Sure isn’t, but why in the world would I post photos of my dirty house on the internet? It gets messy. We have to sweep. But you know what? It takes a fraction of the time to straighten up and clean. I’ll take that trade any day.

“What if you’re having a [expletive deleted] day and you just want to be alone? You can’t be alone, right? […]Don’t you feel like a rat trapped in a cage?”
Did you know when you live in a house you’re not confined to it 24/7. If I want to get out, I get out. If he wants to get out, he gets out. Often, we get out together. We are not wearing house arrest anklets.

Honey, if you can’t figure out how to have sexy time in *any* space, you're probably not doing it right. However, I can’t address your questions about kids because I don’t have any; on purpose.

Do you have friends and family? ANSWER ME! Are people now afraid of you?”
You’ve asked for answers so I am giving them to you. You know, friends and family also don’t have to be confined to your tiny house. There are these things called hotels. Or, in our case, tents. Friends actually ask to come camp on our land because they are not afraid of us.

“Guys, you know when the zombie apocalypse comes you’re going to be the first to go, right?”
As it turns out our tiny house is in a defensible position on a mountain…and on a foundation. Our friends and family have made plans to join us on our mountain to survive the coming hoards. You are not invited.

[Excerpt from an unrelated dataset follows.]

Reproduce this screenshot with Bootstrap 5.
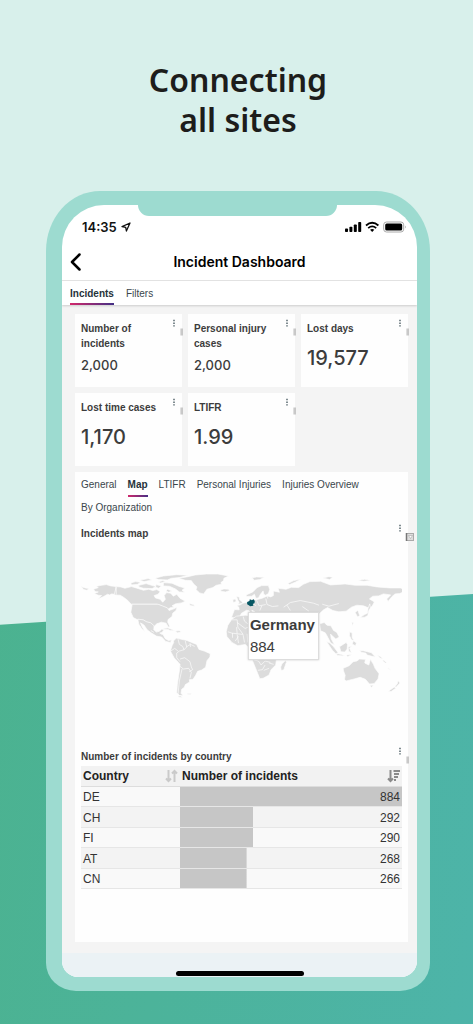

“You want to be some eccentric full of whimsy who doesn’t need modern tools or resources to live a fulfilling life. Well, good for you and your small abode. I hope you’re happy and that all my questions and concerns are just the ramblings of a jealous woman who wants a tiny house of her own.”
If you want a tiny house of your own you have an awfully strange way to go about your research into the lifestyle. There is a fine line between tongue-and-cheek and just plain mean. You may be straddling the line a little. Just thought I would let you know for future planning purposes.